Fed might act in December meeting, is fiscal stimulus is delayed

The FOMC meeting held in the shadow of the presidential elections did not create much noise as it did not contain much change in the policy statement. (Tera Yatırım)

The picture of the economy is more uncertain than before and the situation is more likely to deteriorate. In this regard, Powell continues to call for financial support. The increase in Covid cases is alarming, and the delay in financial incentives prevents consumption expenditures from recovering from the bottom. There has not been a revival that will meet the Fed's average inflation target.

We see that both Powell's and Lagarde's recent statements focused on financial incentives during this period, when the economic recovery has lost momentum after the central banks have reached the highest level in monetary incentives. During the quantitative easing period, the Fed will allow inflation to rise somewhat above the ex-target of 2%. However, in this environment of unemployment, reduction in income and Covid-19, if financial incentives are not resolved in the short term, the economy may continue to slow down. Demand will also be far from inflationary. Unless a relationship can be established between QE and inflation, abundant liquidity will not create a money cycle in the real economy.

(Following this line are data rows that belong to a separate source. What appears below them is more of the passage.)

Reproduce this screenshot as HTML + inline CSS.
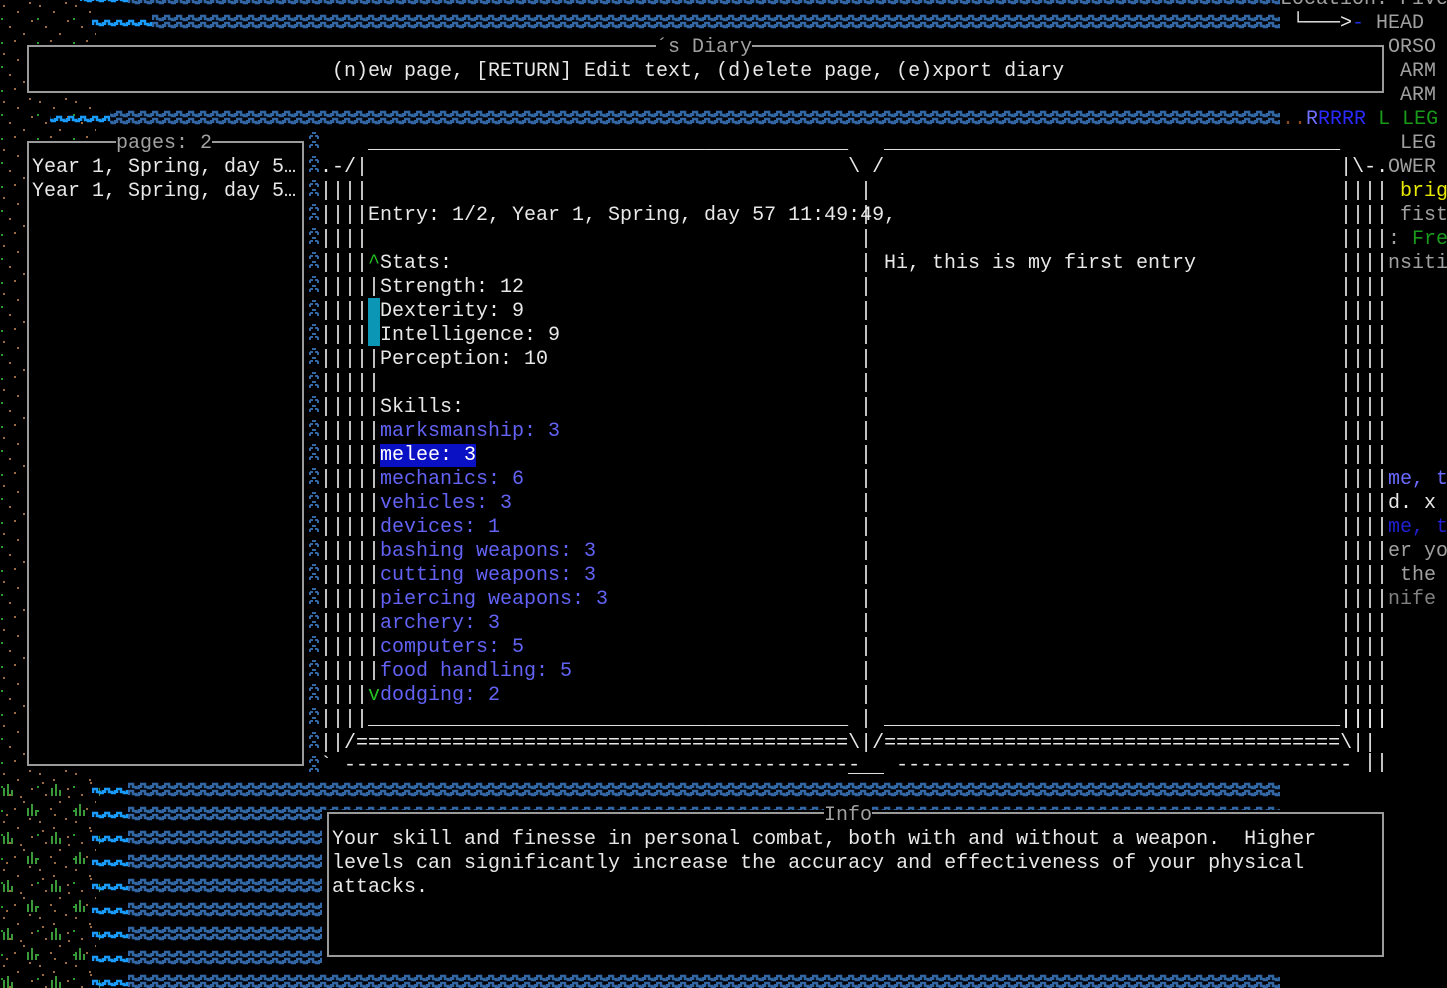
<!DOCTYPE html>
<html><head><meta charset="utf-8">
<style>
html,body{margin:0;padding:0;background:#000;width:1447px;height:988px;overflow:hidden;position:relative}
.t{position:absolute;white-space:pre;font:20px/24px "Liberation Mono","DejaVu Sans Mono",monospace;color:#e8e8e8;margin:2px 0 0 0}
.g{color:#a0a0a0}
.s{color:#6262f4}
.box{position:absolute;border:2px solid #9a9a9a;background:#000;box-sizing:border-box}
.bk{background:#000}
</style></head><body>
<svg width="1447" height="988" style="position:absolute;left:0;top:0">
<defs>
<pattern id="w" x="8" y="10" width="12" height="24" patternUnits="userSpaceOnUse">
<path d="M1 10V6h4v3h3v1h3V7M1 17v-4h4v3h3v1h3v-3" fill="none" stroke="#3366a4" stroke-width="2.5"/></pattern>
<pattern id="l" x="8" y="10" width="12" height="24" patternUnits="userSpaceOnUse">
<path d="M1 15v-4h4v3h3v1h3v-3" fill="none" stroke="#1a9cff" stroke-width="2.5"/></pattern>
<pattern id="c" x="308" y="10" width="12" height="24" patternUnits="userSpaceOnUse">
<path d="M4 3h4M2 6h3M7 6h3M2 6v3M10 6v3M4 12h4M2 15h3M7 15h3M2 15v3M10 15v3" fill="none" stroke="#3366a4" stroke-width="2"/></pattern>
<pattern id="d" x="0" y="0" width="36" height="48" patternUnits="userSpaceOnUse">
<rect x="3" y="5" width="2" height="2" fill="#9a6a40"/><rect x="17" y="11" width="2" height="2" fill="#9a6a40"/>
<rect x="29" y="2" width="2" height="2" fill="#9a6a40"/><rect x="9" y="26" width="2" height="2" fill="#9a6a40"/>
<rect x="23" y="33" width="2" height="2" fill="#9a6a40"/><rect x="1" y="42" width="2" height="2" fill="#2a9a2a"/>
<rect x="31" y="20" width="2" height="2" fill="#9a6a40"/><rect x="14" y="40" width="2" height="2" fill="#9a6a40"/>
<rect x="1" y="18" width="2" height="2" fill="#2a9a2a"/></pattern>
<pattern id="gr" x="0" y="10" width="48" height="48" patternUnits="userSpaceOnUse">
<path d="M4 10v8M8 6v12M12 12v6M28 30v8M32 26v12M36 32v6" stroke="#3a9a3a" stroke-width="2"/>
<rect x="20" y="18" width="2" height="2" fill="#9a6a40"/><rect x="42" y="4" width="2" height="2" fill="#9a6a40"/>
<rect x="6" y="36" width="2" height="2" fill="#9a6a40"/></pattern>
</defs>
<rect x="0" y="0" width="96" height="988" fill="url(#d)"/>
<rect x="0" y="778" width="100" height="210" fill="url(#gr)"/>
<rect x="128" y="-14" width="1152" height="24" fill="url(#w)"/>
<rect x="80" y="-14" width="48" height="24" fill="url(#l)"/>
<rect x="152" y="10" width="1128" height="24" fill="url(#w)"/>
<rect x="92" y="10" width="60" height="24" fill="url(#l)"/>
<rect x="110" y="106" width="1170" height="24" fill="url(#w)"/>
<rect x="50" y="106" width="60" height="24" fill="url(#l)"/>
<rect x="308" y="130" width="12" height="648" fill="url(#c)"/>
<rect x="128" y="778" width="1152" height="210" fill="url(#w)"/>
<rect x="92" y="778" width="36" height="210" fill="url(#l)"/>
</svg>

<!-- top box -->
<div class="box" style="left:27px;top:45px;width:1357px;height:48px"></div>
<div class="t g bk" style="left:656px;top:34px">´s Diary</div>
<div class="t" style="left:332px;top:58px">(n)ew page, [RETURN] Edit text, (d)elete page, (e)xport diary</div>

<!-- pages box -->
<div class="box" style="left:27px;top:141px;width:277px;height:625px"></div>
<div class="t g bk" style="left:116px;top:130px">pages: 2</div>
<div class="t" style="left:32px;top:154px">Year 1, Spring, day 5…
Year 1, Spring, day 5…</div>

<!-- book frame -->
<div class="t" style="left:320px;top:130px">    ________________________________________   ______________________________________
.-/|                                        \ /                                      |\-.</div>
<div class="t" style="left:320px;top:178px">||||
||||
||||
||||
||||
||||
||||
||||
||||
||||
||||
||||
||||
||||
||||
||||
||||
||||
||||
||||
||||
||||
||||________________________________________</div>
<div class="t" style="left:860px;top:178px">|
|
|
|
|
|
|
|
|
|
|
|
|
|
|
|
|
|
|
|
|
|
| ______________________________________||||</div>
<div class="t" style="left:1340px;top:178px">||||
||||
||||
||||
||||
||||
||||
||||
||||
||||
||||
||||
||||
||||
||||
||||
||||
||||
||||
||||
||||
||||
||||</div>
<div class="t" style="left:320px;top:730px">||/=========================================\|/======================================\||</div>
<div class="t" style="left:320px;top:752px">` -------------------------------------------   --------------------------------------</div>
<div class="t" style="left:1364px;top:750px">||</div>
<div class="t" style="left:848px;top:754px">___</div>

<!-- left page content -->
<div class="t" style="left:368px;top:202px">Entry: 1/2, Year 1, Spring, day 57 11:49:49,</div>
<div class="t" style="left:368px;top:250px;color:#22c022">^</div>
<div class="t" style="left:368px;top:274px">|
|
|
|
|
|
|
|
|
|
|
|
|
|
|
|
|</div>
<div style="position:absolute;left:368px;top:298px;width:12px;height:48px;background:#0a96b4"></div>
<div class="t" style="left:380px;top:250px">Stats:
Strength: 12
Dexterity: 9
Intelligence: 9
Perception: 10

Skills:</div>
<div class="t s" style="left:380px;top:418px">marksmanship: 3
<span style="background:#0a10c4;color:#fff">melee: 3</span>
mechanics: 6
vehicles: 3
devices: 1
bashing weapons: 3
cutting weapons: 3
piercing weapons: 3
archery: 3
computers: 5
food handling: 5
dodging: 2</div>
<div class="t" style="left:368px;top:682px;color:#22c022;background:#000">v</div>

<!-- right page -->
<div class="t" style="left:884px;top:250px">Hi, this is my first entry</div>

<!-- right side panel -->
<div class="t g" style="left:1280px;top:-14px">Location: Five</div>
<div class="t" style="left:1292px;top:10px">└───&gt;<span style="color:#2030e0">-</span> <span class="g">HEAD</span></div>
<div class="t g" style="left:1388px;top:34px">ORSO
 ARM
 ARM</div>
<div class="t" style="left:1282px;top:106px"><span style="color:#8a4a20">..</span><span style="color:#7070ff">R</span><span style="color:#2a2aff">RRRR</span> <span style="color:#1a9a1a">L LEG</span></div>
<div class="t g" style="left:1388px;top:130px"> LEG
OWER</div>
<div class="t" style="left:1388px;top:178px;color:#e8e800"> brig</div>
<div class="t g" style="left:1388px;top:202px"> fist
<span>:</span> <span style="color:#1a9a1a">Fre</span>
nsiti</div>
<div class="t" style="left:1388px;top:466px"><span style="color:#6a6aff">me, t</span>
d. x
<span style="color:#2020d0">me, t</span>
<span class="g">er yo</span>
<span class="g"> the</span>
<span style="color:#808080">nife</span></div>

<!-- info -->
<div class="bk" style="position:absolute;left:322px;top:810px;width:968px;height:156px"></div>
<div class="box" style="left:327px;top:812px;width:1057px;height:145px"></div>
<div class="t g bk" style="left:824px;top:802px">Info</div>
<div class="t" style="left:332px;top:826px">Your skill and finesse in personal combat, both with and without a weapon.  Higher
levels can significantly increase the accuracy and effectiveness of your physical
attacks.</div>
</body></html>
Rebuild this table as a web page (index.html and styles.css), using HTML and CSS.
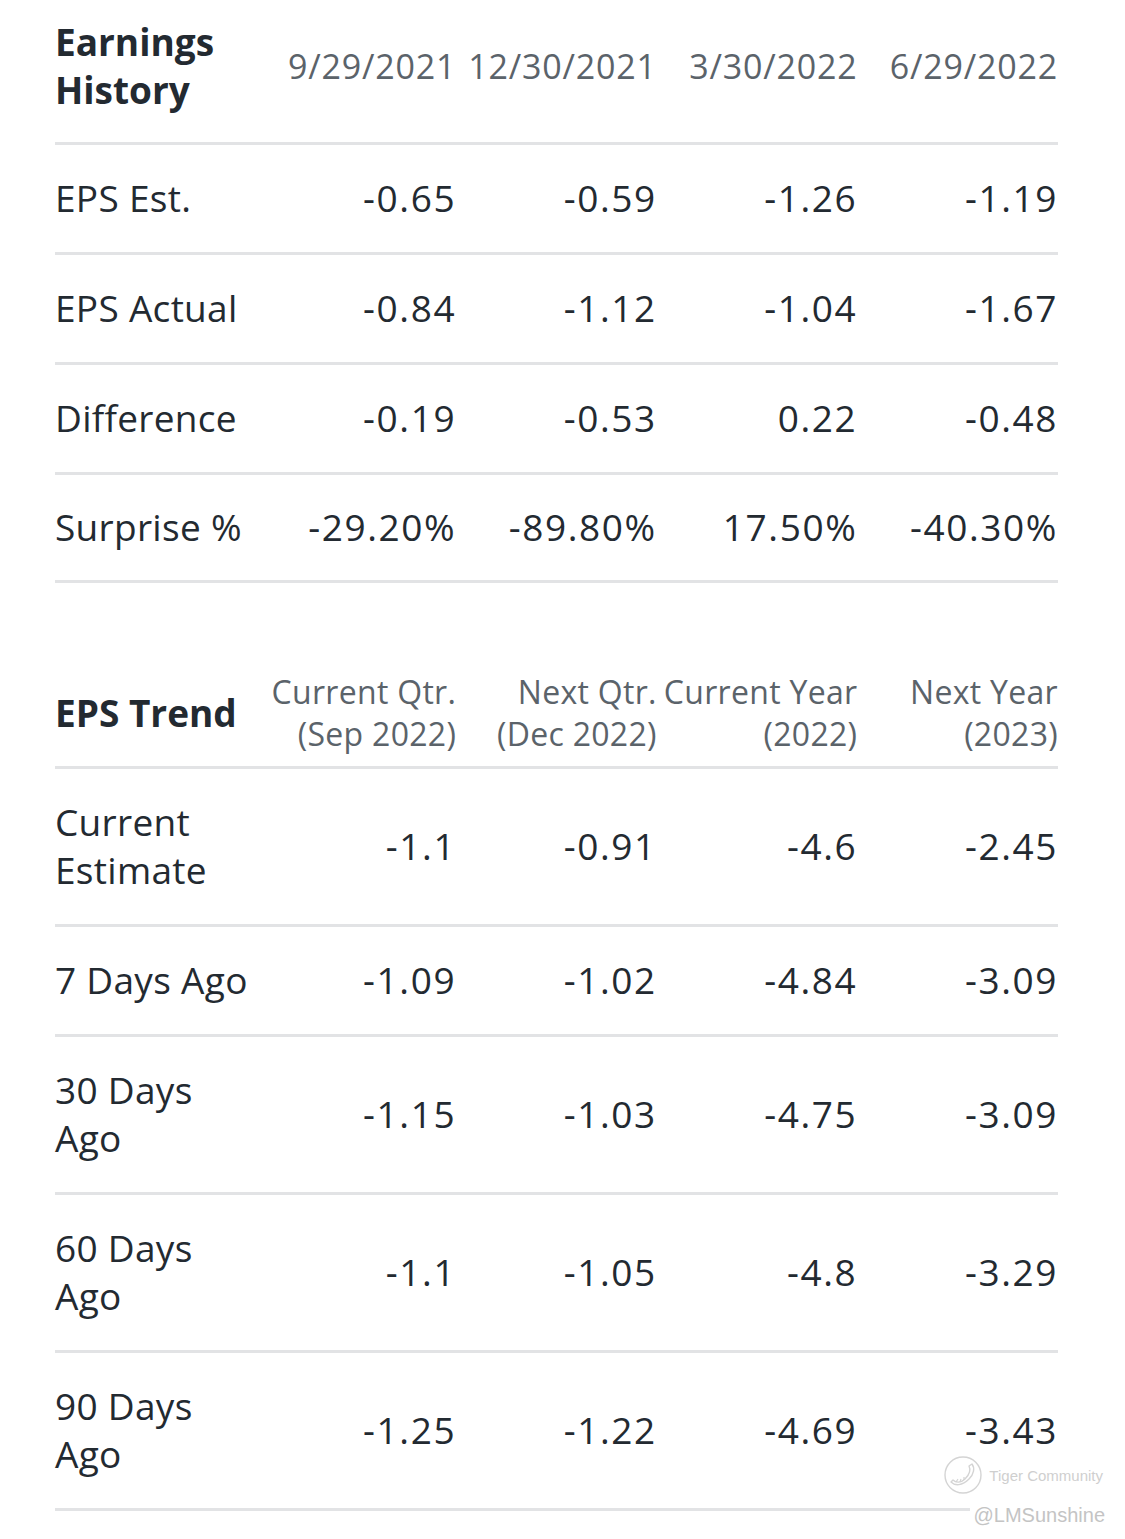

Biden will become the new President of the United States if there will be no last minute miracle. The Senate will likely remain with the Republicans, and the bipartisan legislature will mean that the size of the fiscal incentives would be below what is predicted by Blue Wave theory. The handover will take place in January, if there is no temporary funding until Biden moves to the office, there may be another 2 months waiting time. If the financial package is delayed, the Fed might make an additional move in asset purchases in December.